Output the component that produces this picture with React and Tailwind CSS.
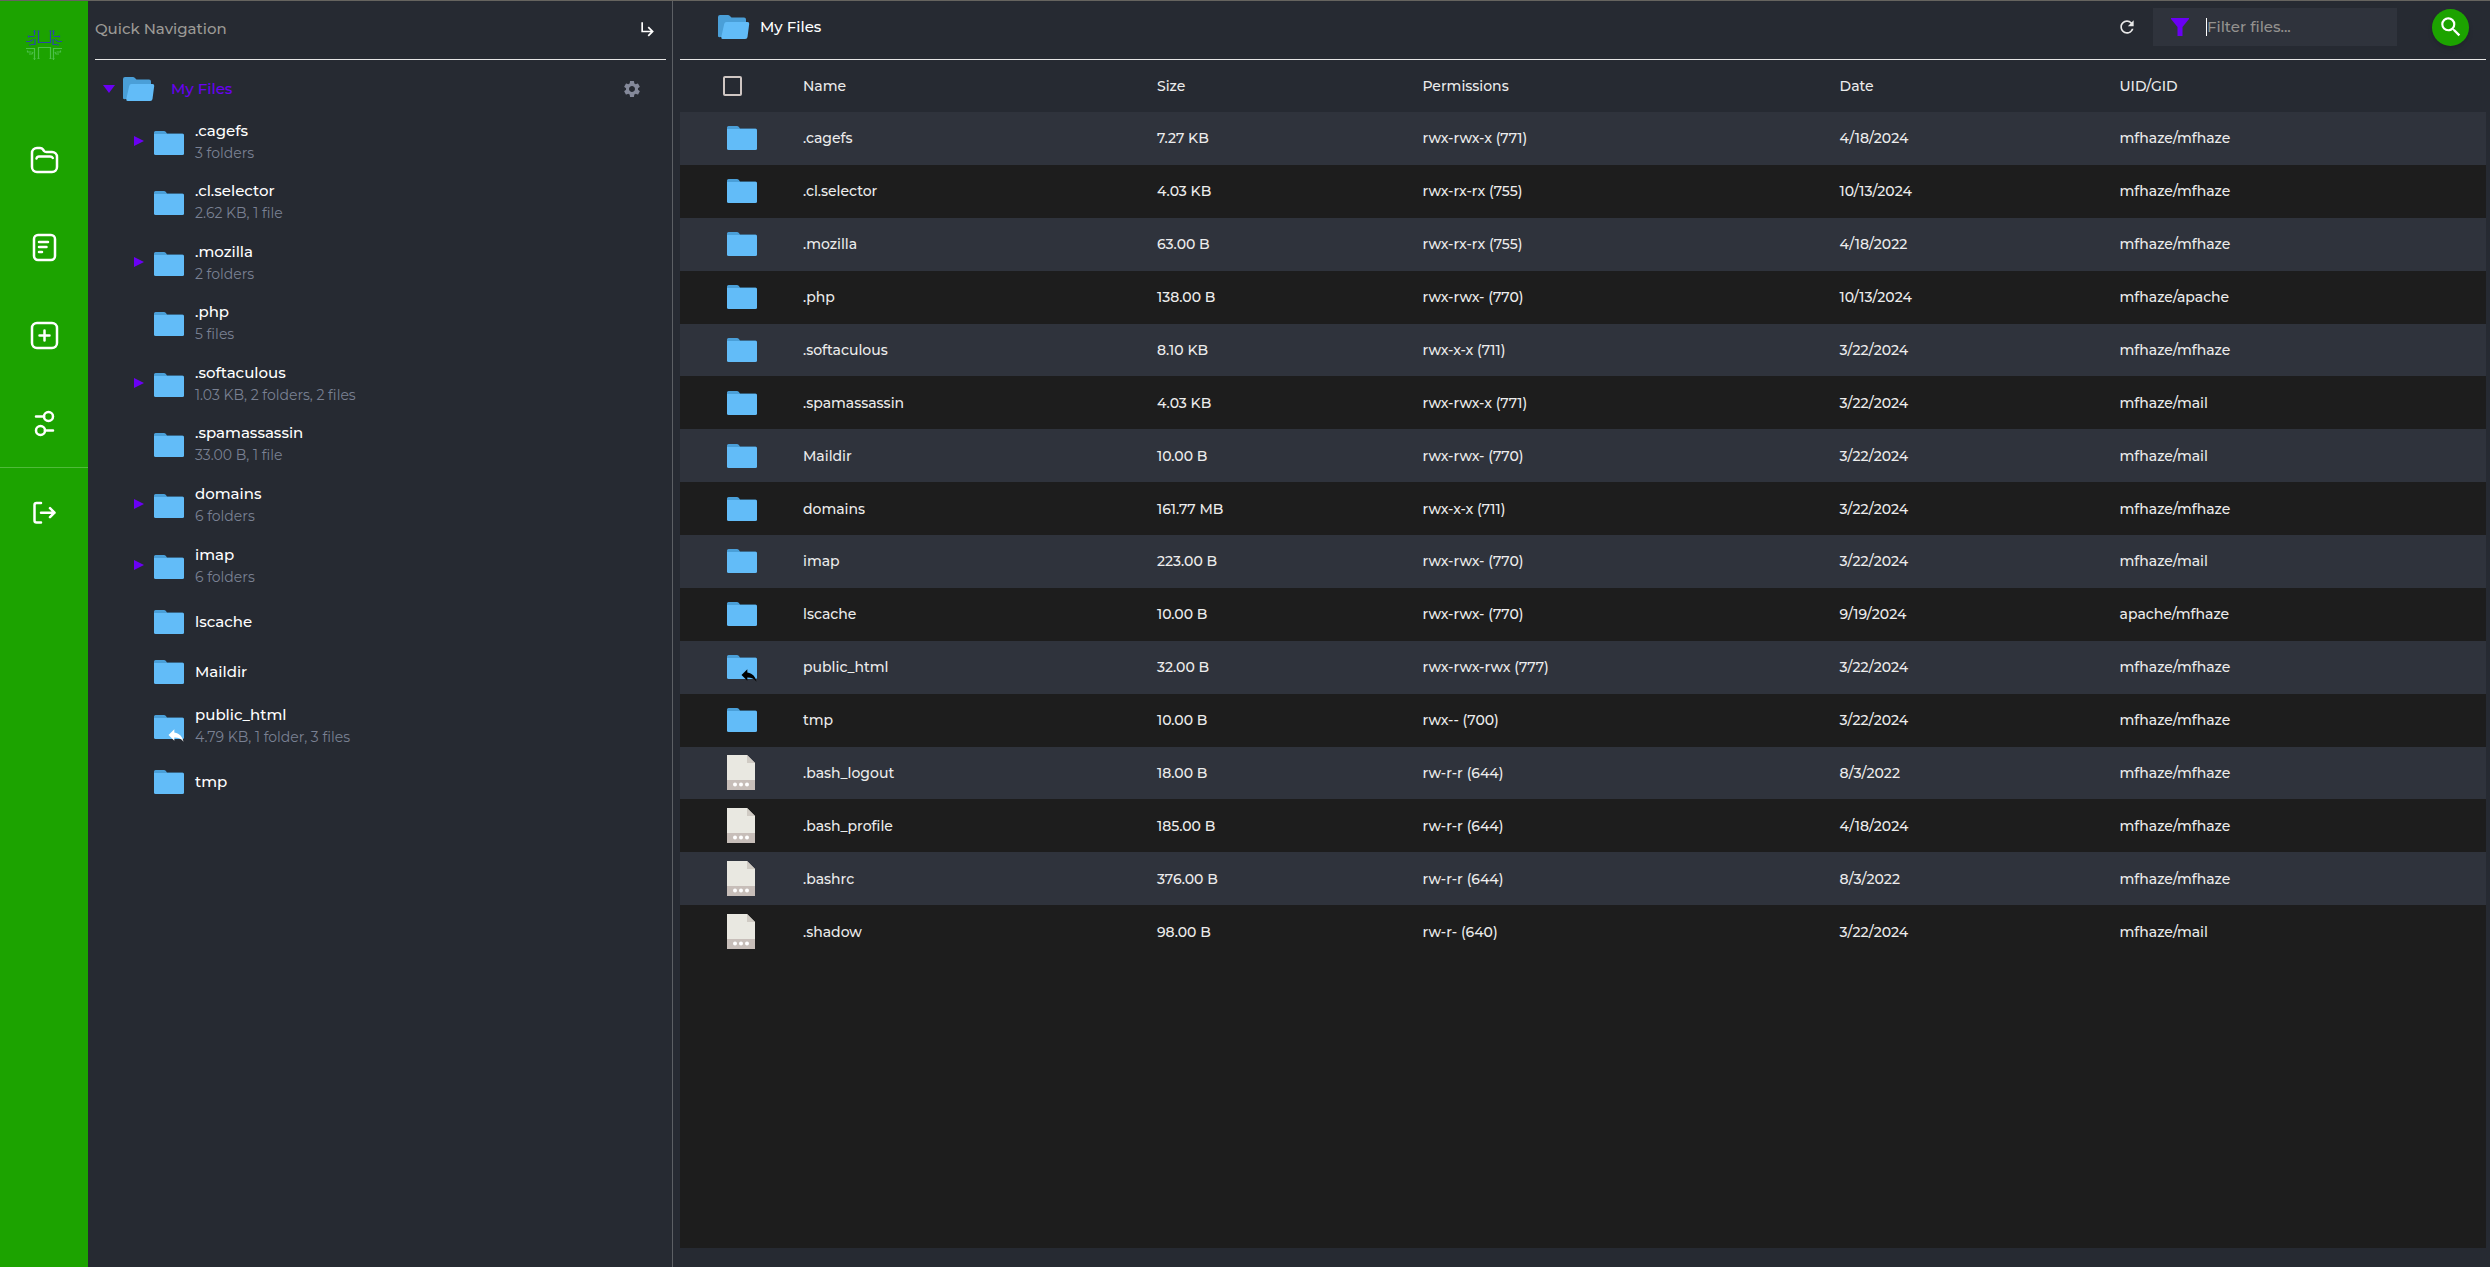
import React, { useState } from 'react';
import { MdSettings, MdSubdirectoryArrowRight, MdRefresh, MdSearch, MdReply } from 'react-icons/md';

const tree = [
  { name: '.cagefs', info: '3 folders', expandable: true },
  { name: '.cl.selector', info: '2.62 KB, 1 file' },
  { name: '.mozilla', info: '2 folders', expandable: true },
  { name: '.php', info: '5 files' },
  { name: '.softaculous', info: '1.03 KB, 2 folders, 2 files', expandable: true },
  { name: '.spamassassin', info: '33.00 B, 1 file' },
  { name: 'domains', info: '6 folders', expandable: true },
  { name: 'imap', info: '6 folders', expandable: true },
  { name: 'lscache' },
  { name: 'Maildir' },
  { name: 'public_html', info: '4.79 KB, 1 folder, 3 files', link: true },
  { name: 'tmp' },
];

const files = [
  ['.cagefs', '7.27 KB', 'rwx-rwx-x (771)', '4/18/2024', 'mfhaze/mfhaze', 'folder'],
  ['.cl.selector', '4.03 KB', 'rwx-rx-rx (755)', '10/13/2024', 'mfhaze/mfhaze', 'folder'],
  ['.mozilla', '63.00 B', 'rwx-rx-rx (755)', '4/18/2022', 'mfhaze/mfhaze', 'folder'],
  ['.php', '138.00 B', 'rwx-rwx- (770)', '10/13/2024', 'mfhaze/apache', 'folder'],
  ['.softaculous', '8.10 KB', 'rwx-x-x (711)', '3/22/2024', 'mfhaze/mfhaze', 'folder'],
  ['.spamassassin', '4.03 KB', 'rwx-rwx-x (771)', '3/22/2024', 'mfhaze/mail', 'folder'],
  ['Maildir', '10.00 B', 'rwx-rwx- (770)', '3/22/2024', 'mfhaze/mail', 'folder'],
  ['domains', '161.77 MB', 'rwx-x-x (711)', '3/22/2024', 'mfhaze/mfhaze', 'folder'],
  ['imap', '223.00 B', 'rwx-rwx- (770)', '3/22/2024', 'mfhaze/mail', 'folder'],
  ['lscache', '10.00 B', 'rwx-rwx- (770)', '9/19/2024', 'apache/mfhaze', 'folder'],
  ['public_html', '32.00 B', 'rwx-rwx-rwx (777)', '3/22/2024', 'mfhaze/mfhaze', 'link'],
  ['tmp', '10.00 B', 'rwx-- (700)', '3/22/2024', 'mfhaze/mfhaze', 'folder'],
  ['.bash_logout', '18.00 B', 'rw-r-r (644)', '8/3/2022', 'mfhaze/mfhaze', 'file'],
  ['.bash_profile', '185.00 B', 'rw-r-r (644)', '4/18/2024', 'mfhaze/mfhaze', 'file'],
  ['.bashrc', '376.00 B', 'rw-r-r (644)', '8/3/2022', 'mfhaze/mfhaze', 'file'],
  ['.shadow', '98.00 B', 'rw-r- (640)', '3/22/2024', 'mfhaze/mail', 'file'],
];

const Logo = () => (
  <svg width="36" height="30" viewBox="0 0 36 30" fill="none" strokeWidth="1.2" aria-hidden="true">
    <g stroke="#2a46a8">
      <path d="M12.5 1v11.5h12V1M11.5 1h2M23.5 1h2" />
      <path d="M8.5 0v5M7.5 1.5h2M8.5 6.5H3M9 9v5.5H5M0 11.5h4l3-2M2.5 5.5v2M3 15h2" />
      <path d="M27.5 0v5M26.5 1.5h2M27.5 6.5H33M27 9v5.5h4M36 11.5h-4l-3-2M33.5 5.5v2M33 15h-2" />
    </g>
    <g stroke="#4cc04a">
      <path d="M12.5 29V17.5h12V29M11.5 28.5h2M23.5 28.5h2" />
      <path d="M0 18.5h8.5V30M1.5 20.5v1.5h4M3 24h3l1-2M7.5 28.5h2" />
      <path d="M36 18.5h-8.5V30M34.5 20.5v1.5h-4M33 24h-3l-1-2M26.5 28.5h2" />
    </g>
  </svg>
);

const Folder = () => (
  <svg width="30" height="24" viewBox="0 0 30 24" className="block" aria-hidden="true">
    <path d="M0 1.500a1.500 1.500 0 0 1 1.500-1.500h8.500q1 0 1.700.8L13 2.500h15.500a1.500 1.500 0 0 1 1.500 1.500V10H0z" fill="#4a9fd8" />
    <path d="M0 3h28.500a1.500 1.500 0 0 1 1.500 1.500V22.500a1.500 1.500 0 0 1-1.500 1.500H1.500a1.500 1.500 0 0 1-1.500-1.500z" fill="#62bcf8" />
  </svg>
);

const OpenFolder = () => (
  <svg width="32" height="24" viewBox="0 0 32 24" className="block shrink-0" aria-hidden="true">
    <path d="M0 2a2 2 0 0 1 2-2h8q1 0 1.700.8L13.500 2.500H26a2 2 0 0 1 2 2V22H2.500A2.500 2.500 0 0 1 0 21.500z" fill="#4a9fd8" />
    <path d="M6.200 9Q6.500 7 8.500 7H29.500Q31.500 7 31.200 9L29.500 22Q29.200 24 27.200 24H4.500Q3 24 3.300 22z" fill="#62bcf8" />
  </svg>
);

const FileIcon = () => (
  <svg width="28" height="35" viewBox="0 0 28 35" className="block" aria-hidden="true">
    <path d="M0 0h20l8 8v27H0z" fill="#e9e8e1" />
    <path d="M20 0l8 8h-8z" fill="#d0cbc4" />
    <path d="M0 25h28v10H0z" fill="#c7beb9" />
    <g fill="#fff">
      <circle cx="8" cy="29.5" r="2" />
      <circle cx="14" cy="29.5" r="2" />
      <circle cx="20" cy="29.5" r="2" />
    </g>
  </svg>
);

const FolderIcon = ({ link, arrowClass }) => (
  <span className="relative block h-6 w-[30px] shrink-0">
    <Folder />
    {link && <MdReply className={`absolute -right-0.5 -bottom-1.5 h-5 w-5 ${arrowClass}`} />}
  </span>
);

const railIcons = [
  {
    label: 'Files',
    icon: (
      <>
        <path d="M2 8a5 5 0 0 1 5-5h3q2 0 3 1.500L14 6q.8 1 2.500 1H22a5 5 0 0 1 5 5v10a5 5 0 0 1-5 5H7a5 5 0 0 1-5-5z" />
        <path d="M6.500 13.500Q7 11.500 9 11.500h11q2 0 2.800 1.500" />
      </>
    ),
  },
  {
    label: 'Editor',
    icon: (
      <>
        <rect x="4" y="2" width="21" height="25" rx="4" />
        <path d="M9 9h9M9 14h7.500M9 19h3" />
      </>
    ),
  },
  {
    label: 'Create',
    icon: (
      <>
        <rect x="2" y="2" width="25" height="25" rx="5" />
        <path d="M14.500 9.500v10M9.500 14.500h10" />
      </>
    ),
  },
  {
    label: 'Settings',
    icon: (
      <>
        <circle cx="18.500" cy="7.500" r="4.500" />
        <circle cx="10.500" cy="21.500" r="4.500" />
        <path d="M6 7.500h8M15 21.500h8" />
      </>
    ),
  },
];

const RailButton = ({ label, children }) => (
  <button type="button" aria-label={label} className="flex h-22 w-full items-center justify-center text-white">
    <svg width="29" height="29" viewBox="0 0 29 29" fill="none" stroke="currentColor" strokeWidth="2.5" strokeLinecap="round" strokeLinejoin="round">
      {children}
    </svg>
  </button>
);

const Rail = () => (
  <nav className="flex w-22 shrink-0 flex-col items-center bg-[#1ca300]">
    <div className="mb-[43px] flex h-[71px] items-end pb-3">
      <Logo />
    </div>
    {railIcons.map((item) => (
      <RailButton key={item.label} label={item.label}>{item.icon}</RailButton>
    ))}
    <div className="w-full border-t border-[#4fbb3a]">
      <RailButton label="Log out">
        <path d="M11 5H6.500Q4.500 5 4.500 7v15.500q0 2 2 2H11" />
        <path d="M11 14.700h13.500M20 10.200l4.500 4.500-4.500 4.500" />
      </RailButton>
    </div>
  </nav>
);

const QuickNav = () => (
  <aside className="flex w-[585px] shrink-0 flex-col border-r border-[#5c5f64] pr-1.5 pl-[7px]">
    <header className="flex h-[59px] items-center justify-between border-b border-[#e6e6e6] pr-2 pb-0.5">
      <h2 className="text-[15px] font-medium text-[#9c9a96]">Quick Navigation</h2>
      <button type="button" aria-label="Collapse panel" className="text-white">
        <MdSubdirectoryArrowRight className="h-5 w-5" />
      </button>
    </header>
    <div className="flex h-13 items-center pt-1.5 pr-6 pl-2">
      <svg width="12" height="8" viewBox="0 0 12 8" className="mr-2 shrink-0" aria-hidden="true">
        <path d="M0 0h12L6 8z" fill="#6a00f4" />
      </svg>
      <OpenFolder />
      <a href="#my-files" className="ml-4 grow text-[15px] font-medium text-[#6a00f4]">My Files</a>
      <button type="button" aria-label="Tree settings" className="text-[#84899a]">
        <MdSettings className="h-5 w-5" />
      </button>
    </div>
    <ul>
      {tree.map((item) => (
        <li
          key={item.name}
          className={`flex items-center pl-[39px] ${item.expandable ? 'h-[61px]' : item.info ? 'h-15' : 'h-[50px]'}`}
        >
          <span className="w-5 pb-1">
            {item.expandable && (
              <svg width="10" height="10" viewBox="0 0 10 10" aria-hidden="true">
                <path d="M0 0l10 5-10 5z" fill="#6a00f4" />
              </svg>
            )}
          </span>
          <FolderIcon link={item.link} arrowClass="text-white" />
          <a href={`#${item.name}`} className="ml-[11px] block">
            <span className="block text-[15px] leading-5 font-medium text-white">{item.name}</span>
            {item.info && <span className="block text-sm leading-6 text-[#7a8193]">{item.info}</span>}
          </a>
        </li>
      ))}
    </ul>
  </aside>
);

const Toolbar = () => {
  const [filter, setFilter] = useState('');

  return (
    <header className="flex h-[59px] items-center border-b border-[#e6e6e6] pr-[17px] pb-1.5 pl-[38px]">
      <OpenFolder />
      <h1 className="ml-2.5 grow text-[15px] font-medium text-white">My Files</h1>
      <button type="button" aria-label="Refresh" className="mr-4 text-[#e8e8e8]">
        <MdRefresh className="h-5 w-5" />
      </button>
      <label className="mr-[35px] flex h-[38px] w-[244px] items-center bg-[#2f333c] pl-[18px]">
        <svg width="18" height="18" viewBox="0 0 18 18" className="shrink-0" aria-hidden="true">
          <path d="M0 0h18v1l-6.500 8v9h-5V9L0 1z" fill="#6a00f4" />
        </svg>
        {/* static caret while the box is empty */}
        <span className={`ml-[17px] h-[18px] w-px shrink-0 ${filter ? 'bg-transparent' : 'bg-white'}`} />
        <input
          type="text"
          aria-label="Filter files"
          placeholder="Filter files..."
          value={filter}
          onChange={(e) => setFilter(e.target.value)}
          className={`w-full min-w-0 bg-transparent text-[15px] font-medium text-white outline-none placeholder:text-[#94928f] ${filter ? 'caret-white' : 'caret-transparent'}`}
        />
      </label>
      <button type="button" aria-label="Search" className="flex h-[37px] w-[37px] items-center justify-center rounded-full bg-[#1ca300] text-white shadow-md">
        <MdSearch className="h-[26px] w-[26px]" />
      </button>
    </header>
  );
};

const FileTable = () => (
  <table className="h-[898px] w-full table-fixed border-collapse text-left text-sm font-medium text-[#ececec]">
    <colgroup>
      <col className="w-[123px]" />
      <col className="w-[19.6%]" />
      <col className="w-[14.7%]" />
      <col className="w-[23.1%]" />
      <col className="w-[15.5%]" />
      <col />
    </colgroup>
    <thead>
      <tr className="h-[52px] bg-[#262a32]">
        <th className="pl-[43px]">
          <input
            type="checkbox"
            aria-label="Select all files"
            className="block h-5 w-[19px] appearance-none rounded-xs border-2 border-[#cfc6c3] checked:bg-[#6a00f4]"
          />
        </th>
        {['Name', 'Size', 'Permissions', 'Date', 'UID/GID'].map((title) => (
          <th key={title} className="font-medium">{title}</th>
        ))}
      </tr>
    </thead>
    <tbody>
      {files.map(([name, size, permissions, date, owner, type]) => (
        <tr key={name} className="h-[52px] odd:bg-[#2f333c]">
          <td className="pl-[47px]">
            {type === 'file' ? <FileIcon /> : <FolderIcon link={type === 'link'} arrowClass="text-black" />}
          </td>
          <td>{name}</td>
          <td>{size}</td>
          <td>{permissions}</td>
          <td>{date}</td>
          <td>{owner}</td>
        </tr>
      ))}
    </tbody>
  </table>
);

export default function App() {
  return (
    <div className="flex min-h-screen border-t border-[#66645f] bg-[#262a32] font-['Montserrat','Inter',sans-serif]">
      <Rail />
      <QuickNav />
      <main className="flex min-w-0 grow flex-col pr-1 pb-[19px] pl-[7px]">
        <Toolbar />
        <div className="grow bg-[#1d1d1d]">
          <FileTable />
        </div>
      </main>
    </div>
  );
}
=-=-=-=-=
The task
Your task is to return the lines above, from the first one up to and including the line containing "MdRefresh, MdSearch, MdReply", minus any pictures.

Expected answer
Output the component that produces this picture with React and Tailwind CSS.
import React, { useState } from 'react';
import { MdSettings, MdSubdirectoryArrowRight, MdRefresh, MdSearch, MdReply } from 'react-icons/md';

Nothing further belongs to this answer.